- [Supplied information]:

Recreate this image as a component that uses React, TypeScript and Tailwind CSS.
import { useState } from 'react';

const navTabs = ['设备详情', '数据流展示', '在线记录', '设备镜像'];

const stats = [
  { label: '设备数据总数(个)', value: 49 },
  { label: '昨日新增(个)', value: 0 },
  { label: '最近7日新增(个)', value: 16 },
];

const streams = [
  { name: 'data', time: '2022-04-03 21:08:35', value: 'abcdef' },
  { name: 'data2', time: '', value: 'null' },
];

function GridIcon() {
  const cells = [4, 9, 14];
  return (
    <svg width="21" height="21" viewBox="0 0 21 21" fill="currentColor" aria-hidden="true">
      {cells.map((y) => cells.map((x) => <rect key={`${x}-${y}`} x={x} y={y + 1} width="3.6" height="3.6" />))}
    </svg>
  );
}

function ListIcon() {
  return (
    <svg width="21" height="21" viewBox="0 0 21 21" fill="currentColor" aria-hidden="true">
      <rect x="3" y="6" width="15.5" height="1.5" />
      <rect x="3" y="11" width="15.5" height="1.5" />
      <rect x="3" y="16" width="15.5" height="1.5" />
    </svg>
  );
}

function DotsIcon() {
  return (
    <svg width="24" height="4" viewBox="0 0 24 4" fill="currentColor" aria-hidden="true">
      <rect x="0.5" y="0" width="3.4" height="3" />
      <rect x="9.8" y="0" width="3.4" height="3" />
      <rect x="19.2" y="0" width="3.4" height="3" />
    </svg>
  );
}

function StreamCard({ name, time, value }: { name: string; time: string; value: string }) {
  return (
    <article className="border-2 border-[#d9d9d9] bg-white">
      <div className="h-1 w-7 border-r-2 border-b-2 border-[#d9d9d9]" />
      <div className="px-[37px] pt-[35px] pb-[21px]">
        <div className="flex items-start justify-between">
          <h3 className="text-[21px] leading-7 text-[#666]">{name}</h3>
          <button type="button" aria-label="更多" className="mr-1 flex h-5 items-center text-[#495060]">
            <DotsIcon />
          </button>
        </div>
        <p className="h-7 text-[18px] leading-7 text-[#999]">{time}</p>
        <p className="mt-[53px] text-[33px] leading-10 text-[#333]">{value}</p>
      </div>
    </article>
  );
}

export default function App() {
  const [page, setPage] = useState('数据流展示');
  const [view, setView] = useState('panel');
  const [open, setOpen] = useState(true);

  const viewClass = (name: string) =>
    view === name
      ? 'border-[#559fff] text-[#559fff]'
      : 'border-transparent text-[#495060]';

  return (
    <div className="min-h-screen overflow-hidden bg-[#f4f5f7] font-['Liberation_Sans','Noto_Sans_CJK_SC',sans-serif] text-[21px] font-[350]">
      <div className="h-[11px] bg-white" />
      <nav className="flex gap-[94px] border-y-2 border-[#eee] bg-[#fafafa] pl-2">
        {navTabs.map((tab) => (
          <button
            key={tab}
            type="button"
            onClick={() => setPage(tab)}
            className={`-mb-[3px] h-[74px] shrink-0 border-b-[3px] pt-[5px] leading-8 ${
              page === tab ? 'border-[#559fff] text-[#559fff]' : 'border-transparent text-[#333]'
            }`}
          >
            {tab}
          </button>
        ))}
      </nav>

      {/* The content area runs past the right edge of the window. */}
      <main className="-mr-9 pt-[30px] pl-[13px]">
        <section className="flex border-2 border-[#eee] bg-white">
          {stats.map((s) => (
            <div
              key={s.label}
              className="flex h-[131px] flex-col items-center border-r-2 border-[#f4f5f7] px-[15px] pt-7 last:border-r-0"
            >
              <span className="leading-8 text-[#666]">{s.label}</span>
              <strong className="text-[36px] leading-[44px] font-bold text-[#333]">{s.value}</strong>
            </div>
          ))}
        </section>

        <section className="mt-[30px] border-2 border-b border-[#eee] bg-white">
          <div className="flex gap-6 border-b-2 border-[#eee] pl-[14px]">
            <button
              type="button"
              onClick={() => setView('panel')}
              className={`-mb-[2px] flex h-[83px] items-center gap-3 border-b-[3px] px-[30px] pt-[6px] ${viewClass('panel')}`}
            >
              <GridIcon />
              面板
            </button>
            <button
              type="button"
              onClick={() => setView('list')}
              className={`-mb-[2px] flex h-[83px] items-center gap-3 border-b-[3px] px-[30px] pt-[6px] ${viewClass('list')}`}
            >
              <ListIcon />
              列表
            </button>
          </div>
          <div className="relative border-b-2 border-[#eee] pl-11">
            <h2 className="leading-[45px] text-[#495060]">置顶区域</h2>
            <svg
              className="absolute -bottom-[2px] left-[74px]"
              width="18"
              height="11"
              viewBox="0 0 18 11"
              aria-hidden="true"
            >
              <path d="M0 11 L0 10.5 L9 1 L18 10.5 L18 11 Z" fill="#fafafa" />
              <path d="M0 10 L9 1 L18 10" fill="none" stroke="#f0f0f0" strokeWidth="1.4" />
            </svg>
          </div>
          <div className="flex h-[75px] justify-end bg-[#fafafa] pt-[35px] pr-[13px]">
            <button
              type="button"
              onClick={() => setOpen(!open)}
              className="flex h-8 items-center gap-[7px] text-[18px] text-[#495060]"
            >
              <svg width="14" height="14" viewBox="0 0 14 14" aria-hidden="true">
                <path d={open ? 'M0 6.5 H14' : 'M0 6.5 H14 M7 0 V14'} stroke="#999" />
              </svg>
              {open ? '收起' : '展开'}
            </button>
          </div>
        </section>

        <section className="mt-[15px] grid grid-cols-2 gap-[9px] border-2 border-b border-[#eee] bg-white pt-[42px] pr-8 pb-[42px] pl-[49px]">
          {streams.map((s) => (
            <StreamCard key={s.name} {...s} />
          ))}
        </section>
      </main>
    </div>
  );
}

- [Task description]: Repeat the data in its entirety, character for character.

- [Exercise answer]:
Recreate this image as a component that uses React, TypeScript and Tailwind CSS.
import { useState } from 'react';

const navTabs = ['设备详情', '数据流展示', '在线记录', '设备镜像'];

const stats = [
  { label: '设备数据总数(个)', value: 49 },
  { label: '昨日新增(个)', value: 0 },
  { label: '最近7日新增(个)', value: 16 },
];

const streams = [
  { name: 'data', time: '2022-04-03 21:08:35', value: 'abcdef' },
  { name: 'data2', time: '', value: 'null' },
];

function GridIcon() {
  const cells = [4, 9, 14];
  return (
    <svg width="21" height="21" viewBox="0 0 21 21" fill="currentColor" aria-hidden="true">
      {cells.map((y) => cells.map((x) => <rect key={`${x}-${y}`} x={x} y={y + 1} width="3.6" height="3.6" />))}
    </svg>
  );
}

function ListIcon() {
  return (
    <svg width="21" height="21" viewBox="0 0 21 21" fill="currentColor" aria-hidden="true">
      <rect x="3" y="6" width="15.5" height="1.5" />
      <rect x="3" y="11" width="15.5" height="1.5" />
      <rect x="3" y="16" width="15.5" height="1.5" />
    </svg>
  );
}

function DotsIcon() {
  return (
    <svg width="24" height="4" viewBox="0 0 24 4" fill="currentColor" aria-hidden="true">
      <rect x="0.5" y="0" width="3.4" height="3" />
      <rect x="9.8" y="0" width="3.4" height="3" />
      <rect x="19.2" y="0" width="3.4" height="3" />
    </svg>
  );
}

function StreamCard({ name, time, value }: { name: string; time: string; value: string }) {
  return (
    <article className="border-2 border-[#d9d9d9] bg-white">
      <div className="h-1 w-7 border-r-2 border-b-2 border-[#d9d9d9]" />
      <div className="px-[37px] pt-[35px] pb-[21px]">
        <div className="flex items-start justify-between">
          <h3 className="text-[21px] leading-7 text-[#666]">{name}</h3>
          <button type="button" aria-label="更多" className="mr-1 flex h-5 items-center text-[#495060]">
            <DotsIcon />
          </button>
        </div>
        <p className="h-7 text-[18px] leading-7 text-[#999]">{time}</p>
        <p className="mt-[53px] text-[33px] leading-10 text-[#333]">{value}</p>
      </div>
    </article>
  );
}

export default function App() {
  const [page, setPage] = useState('数据流展示');
  const [view, setView] = useState('panel');
  const [open, setOpen] = useState(true);

  const viewClass = (name: string) =>
    view === name
      ? 'border-[#559fff] text-[#559fff]'
      : 'border-transparent text-[#495060]';

  return (
    <div className="min-h-screen overflow-hidden bg-[#f4f5f7] font-['Liberation_Sans','Noto_Sans_CJK_SC',sans-serif] text-[21px] font-[350]">
      <div className="h-[11px] bg-white" />
      <nav className="flex gap-[94px] border-y-2 border-[#eee] bg-[#fafafa] pl-2">
        {navTabs.map((tab) => (
          <button
            key={tab}
            type="button"
            onClick={() => setPage(tab)}
            className={`-mb-[3px] h-[74px] shrink-0 border-b-[3px] pt-[5px] leading-8 ${
              page === tab ? 'border-[#559fff] text-[#559fff]' : 'border-transparent text-[#333]'
            }`}
          >
            {tab}
          </button>
        ))}
      </nav>

      {/* The content area runs past the right edge of the window. */}
      <main className="-mr-9 pt-[30px] pl-[13px]">
        <section className="flex border-2 border-[#eee] bg-white">
          {stats.map((s) => (
            <div
              key={s.label}
              className="flex h-[131px] flex-col items-center border-r-2 border-[#f4f5f7] px-[15px] pt-7 last:border-r-0"
            >
              <span className="leading-8 text-[#666]">{s.label}</span>
              <strong className="text-[36px] leading-[44px] font-bold text-[#333]">{s.value}</strong>
            </div>
          ))}
        </section>

        <section className="mt-[30px] border-2 border-b border-[#eee] bg-white">
          <div className="flex gap-6 border-b-2 border-[#eee] pl-[14px]">
            <button
              type="button"
              onClick={() => setView('panel')}
              className={`-mb-[2px] flex h-[83px] items-center gap-3 border-b-[3px] px-[30px] pt-[6px] ${viewClass('panel')}`}
            >
              <GridIcon />
              面板
            </button>
            <button
              type="button"
              onClick={() => setView('list')}
              className={`-mb-[2px] flex h-[83px] items-center gap-3 border-b-[3px] px-[30px] pt-[6px] ${viewClass('list')}`}
            >
              <ListIcon />
              列表
            </button>
          </div>
          <div className="relative border-b-2 border-[#eee] pl-11">
            <h2 className="leading-[45px] text-[#495060]">置顶区域</h2>
            <svg
              className="absolute -bottom-[2px] left-[74px]"
              width="18"
              height="11"
              viewBox="0 0 18 11"
              aria-hidden="true"
            >
              <path d="M0 11 L0 10.5 L9 1 L18 10.5 L18 11 Z" fill="#fafafa" />
              <path d="M0 10 L9 1 L18 10" fill="none" stroke="#f0f0f0" strokeWidth="1.4" />
            </svg>
          </div>
          <div className="flex h-[75px] justify-end bg-[#fafafa] pt-[35px] pr-[13px]">
            <button
              type="button"
              onClick={() => setOpen(!open)}
              className="flex h-8 items-center gap-[7px] text-[18px] text-[#495060]"
            >
              <svg width="14" height="14" viewBox="0 0 14 14" aria-hidden="true">
                <path d={open ? 'M0 6.5 H14' : 'M0 6.5 H14 M7 0 V14'} stroke="#999" />
              </svg>
              {open ? '收起' : '展开'}
            </button>
          </div>
        </section>

        <section className="mt-[15px] grid grid-cols-2 gap-[9px] border-2 border-b border-[#eee] bg-white pt-[42px] pr-8 pb-[42px] pl-[49px]">
          {streams.map((s) => (
            <StreamCard key={s.name} {...s} />
          ))}
        </section>
      </main>
    </div>
  );
}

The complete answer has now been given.